Die effektvolle Aufführung des Musicals am letzten Abend im Goldenen Saal verlief - dank Barbara Schmidt als Souffleuse - zu aller Begeisterung, was von den vierzig Besuchern mit langem Beifall bedacht wurde. Die Akteure gaben ihrer Freude mit dem kurzerhand eingeplanten Schlusslied „Da berühren sich Himmel und Erde“ Ausdruck.

Vielleicht erkannte dabei das Publikum die aussergewöhnliche Situation, dass so viele Kinder und ihre Eltern, ja sogar Großeltern, gemeinsam auf der Bühne standen. Vielleicht spürte es die Ausgeglichenheit der Akteure, die ausreichend Freiräume hatten, nicht von Kurs zu Kurs hetzen zu müssen, wie das bei anderen Veranstaltungen häufig der Fall ist. Vielleicht empfing es auch etwas von dem harmonischen Miteinander, welches sich die Teilnehmer in den Tagen dieser Familienfreizeit schenkten.
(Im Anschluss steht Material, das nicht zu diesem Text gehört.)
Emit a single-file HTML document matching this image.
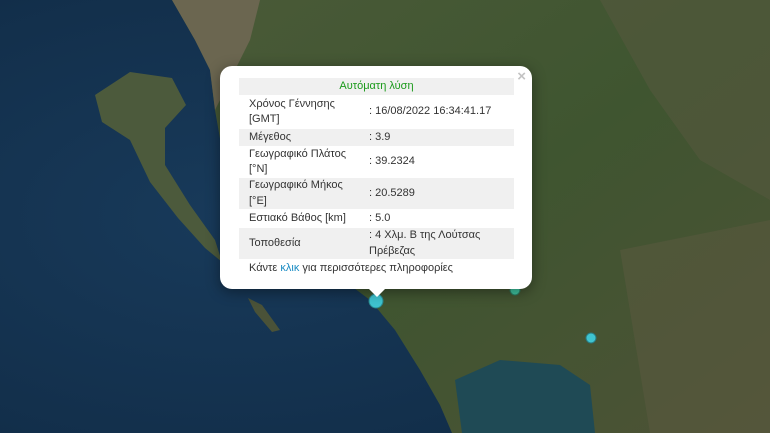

Sicherlich erfuhr es im Laufe des anschließenden gemütlichen Beisammenseins, dass die Teilnehmer im allabendlichen preiswerten Bierstüberl und selbst am Lagerfeuer das Singen nicht unterließen, dass die Kinder immer vor dem Schlafengehen in Stephans Märchenstunde im Eckzimmer der Tragödie des fortgelaufenen Katers „Munkel“ lauschen durften, dass der fünfzehnminütige Spaziergang zum naheliegenden Märchenwald einem selbst schon wie im Märchen vorkommt, dass German Geiger wie gehabt seinen PKW mit Technik für die Familienfreizeit vollstopfte, oder dass selbst diese abgeschiedene Gegend mit Linienbussen erreichbar ist.

Vielleicht aber hat sich dann der eine oder die andere mit Familie hinreissen lassen, dieses hervorragende Angebot der Werkgemeinschaft Musik und seiner professionellen Referenten im Herbst 2002 nutzen zu wollen.